Writing in all caps without any punctuation, he used street slang and blunt word play to deliver a damning indictment of his parents' generation of immigrants who came to Denmark in the 1980s, describing domestic violence, benefits fraud and religious hypocrisy on the Aarhus housing estate where he grew up.
   
In the poem "Satellite dish" he writes: "WE HAD NO DANISH CHANNELS/WE HAD AL JAZEERA ... WE HAD NO PLANS/BECAUSE ALLAH HAD PLANS FOR US."
 
But on Friday, an Aarhus court handed the 21-year-old a one year and nine month prison sentence for shooting and injuring a 17-year-old man and for 34 other offences ranging from driving under the influence to stealing 64 kroner (8.6 euros, $9.7) worth of beer in a bar.
   
The writer claimed to have been acting in self defence after the unarmed 17-year-old hit him.
   
In 2013, Hassan, a tall, gangly teenager with curly hair pulled back in a trademark ponytail, became an instant media sensation after claiming the children of immigrants "were not let down by the system, but by our parents."
   
The anti-immigration Danish People's Party (DPP) hailed his message, which they saw as confirming what they have said about immigrants all along.    
 
"I think it's really hypocritical that people who buy his books and praise him have previously been so opposed to what the DPP has said for many years," the party's co-founder, Pia Kjaersgaard, told tabloid Ekstra Bladet at the time.
   
Aged 13, Hassan was placed in the first of a series of institutions for juvenile delinquents where social workers said they were unable to handle him.

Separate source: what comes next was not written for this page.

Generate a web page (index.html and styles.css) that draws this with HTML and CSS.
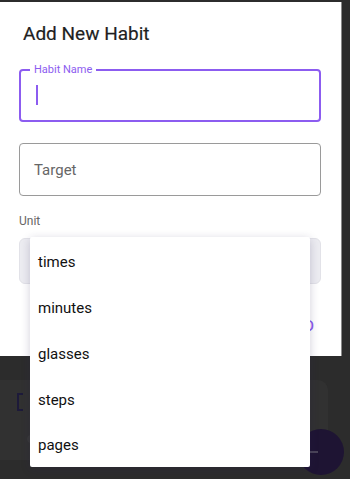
FILE: index.html
```html
<!DOCTYPE html>
<html>
<head>
<meta charset="utf-8">
<link rel="stylesheet" href="styles.css">
</head>
<body>
<div class="screen">
  <div class="bg-card">
    <span class="bg-box"></span>
    <span class="bg-bar"></span>
  </div>
  <div class="fab"><span class="fab-plus"></span></div>

  <div class="dialog">
    <h2 class="title">Add New Habit</h2>
    <div class="field field-focused">
      <span class="field-label">Habit Name</span>
      <span class="cursor"></span>
    </div>
    <div class="field">
      <span class="placeholder">Target</span>
    </div>
    <div class="unit-label">Unit</div>
    <div class="select"></div>
    <div class="actions"><span class="action-btn">ADD</span></div>
  </div>

  <ul class="menu">
    <li class="menu-item">times</li>
    <li class="menu-item">minutes</li>
    <li class="menu-item">glasses</li>
    <li class="menu-item">steps</li>
    <li class="menu-item">pages</li>
  </ul>
</div>
</body>
</html>
```
FILE: styles.css
```css
* { box-sizing: border-box; }
html, body {
  margin: 0;
  padding: 0;
  width: 350px;
  height: 479px;
  overflow: hidden;
  background: #2c2c2c;
  font-family: Roboto, "Noto Sans", sans-serif;
}
.screen {
  position: relative;
  width: 350px;
  height: 479px;
  padding: 380px 12px 0 0;
}
.bg-card {
  height: 80px;
  width: 338px;
  margin-left: -10px;
  background: #313131;
  border-radius: 10px;
  padding: 13px 0 0 37px;
  display: flex;
  flex-direction: column;
  gap: 24px;
}
.bg-box {
  display: block;
  width: 6px;
  height: 18px;
  border: 2px solid #1d1a3a;
  border-right: none;
  margin-left: -10px;
}
.bg-bar {
  display: block;
  width: 60px;
  height: 8px;
  border-radius: 4px;
  background: #383838;
}
.fab {
  position: absolute;
  left: 298px;
  top: 429px;
  width: 46px;
  height: 46px;
  border-radius: 50%;
  background: #1e1433;
  display: flex;
  align-items: center;
  justify-content: center;
}
.fab-plus {
  width: 8px;
  height: 2px;
  background: #4a4458;
  margin-left: -14px;
}
.dialog {
  position: absolute;
  left: 0;
  top: 2px;
  width: 342px;
  height: 354px;
  background: #ffffff;
  border-right: 1px solid #8a8a8a;
  padding: 20px 20px 0 19px;
  display: flex;
  flex-direction: column;
}
.title {
  margin: 0 0 0 4px;
  font-size: 19px;
  font-weight: 400;
  color: #1f1f1f;
  line-height: 24px;
  -webkit-text-stroke: 0.2px #1f1f1f;
}
.field {
  position: relative;
  margin-top: 23px;
  height: 53px;
  width: 302px;
  border: 1px solid #9a9a9a;
  border-radius: 4px;
  display: flex;
  align-items: center;
  padding-left: 14px;
}
.field-focused {
  border: 2px solid #8c5cf0;
  margin-top: 23px;
}
.field + .field { margin-top: 21px; }
.field-label {
  position: absolute;
  left: 9px;
  top: -8px;
  background: #fff;
  padding: 0 4px;
  font-size: 11px;
  line-height: 13px;
  color: #8c5cf0;
}
.cursor {
  display: block;
  width: 2px;
  height: 20px;
  background: #8c5cf0;
  margin-left: 1px;
  margin-top: -2px;
}
.placeholder {
  font-size: 15px;
  color: #666666;
}
.unit-label {
  margin-top: 17px;
  font-size: 12px;
  color: #666;
  line-height: 16px;
}
.select {
  margin-top: 9px;
  width: 302px;
  height: 46px;
  border-radius: 6px;
  background: #ececf1;
  border: 1px solid #e2e2e8;
}
.actions {
  display: flex;
  justify-content: flex-end;
  padding-right: 7px;
  margin-top: 34px;
}
.action-btn {
  color: #8c5cf0;
  font-size: 14px;
  font-weight: 500;
}
.menu {
  position: absolute;
  left: 30px;
  top: 237px;
  width: 280px;
  margin: 0;
  padding: 2px 0 0;
  list-style: none;
  background: #fff;
  box-shadow: 0 2px 10px rgba(40, 30, 80, 0.22);
  border-radius: 2px;
}
.menu-item {
  height: 46px;
  display: flex;
  align-items: center;
  padding-left: 8px;
  font-size: 15px;
  color: #111;
}
.menu-item:last-child { height: 44px; }
```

At 16, he was introduced to literature by a female teacher who was later fired for having had a sexual relationship with him.
 
Two years later, living in Copenhagen, he had won several literary prizes and had become the darling of Denmark's cultural elite. But he seemed unwilling -- or unable -- to shake off his past, moving back
to Aarhus a few months after his breakthrough.
 
Many young Danes of immigrant origin disliked Hassan for his negative views on their communities and their religion. In November 2013, he was assaulted in Copenhagen's main train station by a 24-year-old man previously convicted of trying to commit an act of terror.
   
Death threats against him began appearing in social media, meaning he had to live under the protection of the Danish Security and Intelligence Service, which he later renounced.
   
An attempt to enter parliament for a political party targeting the immigrant vote failed, and he was kicked out of it following a series of controversies that included driving under the influence of drugs.
   
Hassan began writing increasingly aggressive Facebook posts, and a confused television interview in February had many questioning his mental health.
 
Danish author Kaspar Colling said the former wunderkind was living with a double threat: from Islamists as well as immigrant youth who viewed him as a "traitor".
   
"I met him one day when he had been assaulted three times. He had only been to (supermarket) Netto," he told daily Politiken.
   
The writer's publisher should have removed some of the wider criticism of Islam that was non-essential to his work, since an 18-year-old was unable to foresee the consequences, he argued.